As SPELLLING, Chrystia Cabral dances the line between straightforward dream pop and aquatic, experimental electronic folk, creating music that both roils the soul and inspires whimsical daydreams. She expanded upon her tactile sound on 2021’s audacious The Turning Wheel, using rich instrumentation to animate her folkloric stories. Working with her touring band on new album SPELLLING & the Mystery School, Cabral reshapes previous album cuts with fresh arrangements, giving them the rhythmic, freeform feel of live versions. Her voice has never sounded better, even as some of the album makes you want to turn back to the delights of her charmingly shambling earlier work.
Most of the reworks clear away the originals’ hazy production and make drastic vocal changes. Whereas before Cabral could sound like she was singing from another room, here her voice is clear and concise, with vocals mic’d up close. Her more expressive, colorful tone on the new “Walk Up to Your House” adds a heightened sense of drama to the song’s hallucinatory lyrics.

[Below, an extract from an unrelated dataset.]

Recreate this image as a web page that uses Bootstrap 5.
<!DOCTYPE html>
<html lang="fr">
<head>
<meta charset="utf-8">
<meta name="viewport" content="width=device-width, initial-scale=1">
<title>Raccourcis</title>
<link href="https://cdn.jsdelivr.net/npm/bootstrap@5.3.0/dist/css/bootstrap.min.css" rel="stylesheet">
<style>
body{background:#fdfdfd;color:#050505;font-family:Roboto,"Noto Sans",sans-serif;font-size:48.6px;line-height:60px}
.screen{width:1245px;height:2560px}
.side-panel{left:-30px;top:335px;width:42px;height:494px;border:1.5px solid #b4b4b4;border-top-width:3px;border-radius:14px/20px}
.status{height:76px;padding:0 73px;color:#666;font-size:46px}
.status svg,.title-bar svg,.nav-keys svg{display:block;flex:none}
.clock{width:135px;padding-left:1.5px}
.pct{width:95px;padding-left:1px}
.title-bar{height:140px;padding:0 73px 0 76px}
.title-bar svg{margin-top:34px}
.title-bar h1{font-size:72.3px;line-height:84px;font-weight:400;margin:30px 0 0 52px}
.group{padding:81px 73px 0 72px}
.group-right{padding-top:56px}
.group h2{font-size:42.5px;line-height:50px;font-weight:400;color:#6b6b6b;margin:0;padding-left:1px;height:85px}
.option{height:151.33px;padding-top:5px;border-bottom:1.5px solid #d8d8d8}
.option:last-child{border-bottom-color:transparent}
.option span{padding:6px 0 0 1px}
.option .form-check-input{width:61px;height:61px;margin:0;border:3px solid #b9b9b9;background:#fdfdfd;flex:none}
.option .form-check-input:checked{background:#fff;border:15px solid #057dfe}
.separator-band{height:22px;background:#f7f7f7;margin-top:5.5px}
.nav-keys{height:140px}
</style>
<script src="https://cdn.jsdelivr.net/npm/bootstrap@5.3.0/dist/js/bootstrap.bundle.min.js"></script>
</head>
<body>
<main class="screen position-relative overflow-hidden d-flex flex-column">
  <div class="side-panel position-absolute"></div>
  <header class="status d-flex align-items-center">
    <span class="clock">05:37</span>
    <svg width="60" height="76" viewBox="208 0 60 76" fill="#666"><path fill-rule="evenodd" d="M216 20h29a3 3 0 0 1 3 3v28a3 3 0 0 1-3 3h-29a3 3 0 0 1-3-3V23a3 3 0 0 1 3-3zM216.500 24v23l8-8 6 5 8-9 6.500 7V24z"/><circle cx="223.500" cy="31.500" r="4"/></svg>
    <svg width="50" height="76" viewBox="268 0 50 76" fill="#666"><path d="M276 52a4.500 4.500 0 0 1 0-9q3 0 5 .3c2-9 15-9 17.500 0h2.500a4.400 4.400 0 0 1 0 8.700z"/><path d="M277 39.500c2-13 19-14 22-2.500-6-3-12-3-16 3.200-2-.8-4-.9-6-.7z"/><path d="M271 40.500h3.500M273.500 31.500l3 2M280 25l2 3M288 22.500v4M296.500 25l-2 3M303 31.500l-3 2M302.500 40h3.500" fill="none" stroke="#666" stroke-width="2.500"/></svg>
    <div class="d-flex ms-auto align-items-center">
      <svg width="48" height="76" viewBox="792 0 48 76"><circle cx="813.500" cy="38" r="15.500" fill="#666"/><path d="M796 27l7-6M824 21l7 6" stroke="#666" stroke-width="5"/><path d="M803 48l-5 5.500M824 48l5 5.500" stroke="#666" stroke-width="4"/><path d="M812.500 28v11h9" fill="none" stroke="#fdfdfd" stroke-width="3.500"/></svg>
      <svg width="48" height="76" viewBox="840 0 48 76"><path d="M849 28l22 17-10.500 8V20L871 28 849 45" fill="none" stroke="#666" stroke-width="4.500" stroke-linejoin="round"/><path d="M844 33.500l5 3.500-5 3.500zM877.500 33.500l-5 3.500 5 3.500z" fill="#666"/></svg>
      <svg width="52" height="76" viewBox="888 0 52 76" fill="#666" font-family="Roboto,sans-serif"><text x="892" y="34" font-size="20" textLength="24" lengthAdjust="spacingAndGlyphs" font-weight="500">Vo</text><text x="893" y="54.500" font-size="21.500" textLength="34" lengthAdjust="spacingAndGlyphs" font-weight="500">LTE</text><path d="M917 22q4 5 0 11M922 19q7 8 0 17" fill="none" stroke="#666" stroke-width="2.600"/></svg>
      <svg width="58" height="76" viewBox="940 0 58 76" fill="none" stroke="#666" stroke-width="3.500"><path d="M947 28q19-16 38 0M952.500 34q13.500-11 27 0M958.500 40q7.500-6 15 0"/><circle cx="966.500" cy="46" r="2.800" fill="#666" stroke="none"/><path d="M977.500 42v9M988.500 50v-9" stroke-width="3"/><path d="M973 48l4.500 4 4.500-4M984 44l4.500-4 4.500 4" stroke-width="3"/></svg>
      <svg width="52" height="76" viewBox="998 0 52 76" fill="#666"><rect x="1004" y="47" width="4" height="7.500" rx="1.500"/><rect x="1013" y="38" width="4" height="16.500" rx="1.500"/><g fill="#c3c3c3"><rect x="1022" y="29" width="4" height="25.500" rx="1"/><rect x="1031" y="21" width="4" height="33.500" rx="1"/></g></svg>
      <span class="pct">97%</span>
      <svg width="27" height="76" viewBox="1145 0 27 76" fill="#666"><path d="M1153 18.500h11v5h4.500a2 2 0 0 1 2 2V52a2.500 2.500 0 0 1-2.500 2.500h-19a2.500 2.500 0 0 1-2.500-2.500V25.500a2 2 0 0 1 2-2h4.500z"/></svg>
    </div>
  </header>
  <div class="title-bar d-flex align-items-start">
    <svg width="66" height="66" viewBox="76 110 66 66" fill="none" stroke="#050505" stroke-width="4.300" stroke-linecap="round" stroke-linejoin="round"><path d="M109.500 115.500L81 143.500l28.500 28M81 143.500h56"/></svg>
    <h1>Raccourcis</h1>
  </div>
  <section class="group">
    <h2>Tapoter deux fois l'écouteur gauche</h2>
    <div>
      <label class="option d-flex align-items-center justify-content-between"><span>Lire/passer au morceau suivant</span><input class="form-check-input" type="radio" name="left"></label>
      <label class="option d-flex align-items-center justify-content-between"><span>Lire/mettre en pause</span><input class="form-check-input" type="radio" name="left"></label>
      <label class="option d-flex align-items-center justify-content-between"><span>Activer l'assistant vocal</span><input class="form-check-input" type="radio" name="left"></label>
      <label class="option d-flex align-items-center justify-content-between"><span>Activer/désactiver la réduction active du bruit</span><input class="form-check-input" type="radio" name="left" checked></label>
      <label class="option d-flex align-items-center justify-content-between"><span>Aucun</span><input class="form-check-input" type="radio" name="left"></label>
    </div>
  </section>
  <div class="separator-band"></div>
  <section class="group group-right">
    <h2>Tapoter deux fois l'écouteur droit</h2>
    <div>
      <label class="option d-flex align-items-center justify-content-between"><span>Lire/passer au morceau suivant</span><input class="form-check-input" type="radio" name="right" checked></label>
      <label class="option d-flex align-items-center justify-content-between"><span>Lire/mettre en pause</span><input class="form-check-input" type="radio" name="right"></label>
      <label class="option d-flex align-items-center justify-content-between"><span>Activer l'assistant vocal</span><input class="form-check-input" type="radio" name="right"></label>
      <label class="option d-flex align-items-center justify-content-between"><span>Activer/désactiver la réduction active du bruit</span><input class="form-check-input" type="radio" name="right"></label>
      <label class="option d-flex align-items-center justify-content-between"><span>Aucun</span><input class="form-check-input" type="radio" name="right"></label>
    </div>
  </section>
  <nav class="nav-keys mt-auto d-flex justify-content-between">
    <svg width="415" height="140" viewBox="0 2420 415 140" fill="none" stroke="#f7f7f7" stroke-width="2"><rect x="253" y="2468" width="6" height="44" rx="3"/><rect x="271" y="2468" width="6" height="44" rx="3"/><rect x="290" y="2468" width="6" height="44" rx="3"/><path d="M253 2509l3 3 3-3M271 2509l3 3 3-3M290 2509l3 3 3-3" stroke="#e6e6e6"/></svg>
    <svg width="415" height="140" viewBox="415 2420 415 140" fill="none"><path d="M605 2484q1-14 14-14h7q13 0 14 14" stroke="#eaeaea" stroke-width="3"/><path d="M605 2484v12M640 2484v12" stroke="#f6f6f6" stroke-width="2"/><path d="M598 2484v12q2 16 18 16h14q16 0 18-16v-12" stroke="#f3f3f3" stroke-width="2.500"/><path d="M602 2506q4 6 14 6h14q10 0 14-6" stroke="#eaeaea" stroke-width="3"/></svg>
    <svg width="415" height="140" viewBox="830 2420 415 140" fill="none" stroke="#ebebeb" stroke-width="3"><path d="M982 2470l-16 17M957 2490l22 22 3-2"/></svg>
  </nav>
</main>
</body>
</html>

She also trades the song’s lurching synths for a trembling string section from the Del Sol Quartet, a San Francisco-based chamber group that embellishes Mystery School’s songs with subdued flourishes. They’re especially resonant on the update of Turning Wheel’s “Boys at School,” which opens with a theatrical prologue that gives one of SPELLLING’s most memorable songs new, rousing intention.
Throughout Mystery School, the murky synth chords and drum machines that define Cabral’s catalog are replaced with streaks of piano and violin and audacious guitar solos that complement her playful vocal delivery. While previously Cabral’s roaming melodies were occasionally lost beneath low-lit production, they are front and center throughout Mystery School, whether on the slow-burning, psych-rock deluge of “They Start the Dance,” the spartan, chilling “Cherry,” or the closing “Sweet Talk,” which starts at a barroom croon and escalates into a swinging, sweetened falsetto. These slight but meaningful makeovers make Mystery School a worthwhile endeavor, like listening in to Cabral rethinking her craft in real time.
Nonetheless, some songs on the album don’t quite have the same ghostly, evocative glow as the originals. The shuddering “Phantom Farewell” moves at the same crawling pace, only straying during a frantic, searing guitar solo that’s less climactic than its predecessor’s psychotropic, clattering synth stomps. The revised Mazy Fly highlight “Under the Sun” strips the song of its watery, implacable groove, leaving behind an overly histrionic recreation. Despite the occasional misstep, Mystery School overall succeeds in enhancing the most spellbinding aspects of Cabral’s music: her winding, changeable voice and unpredictable melodic left turns.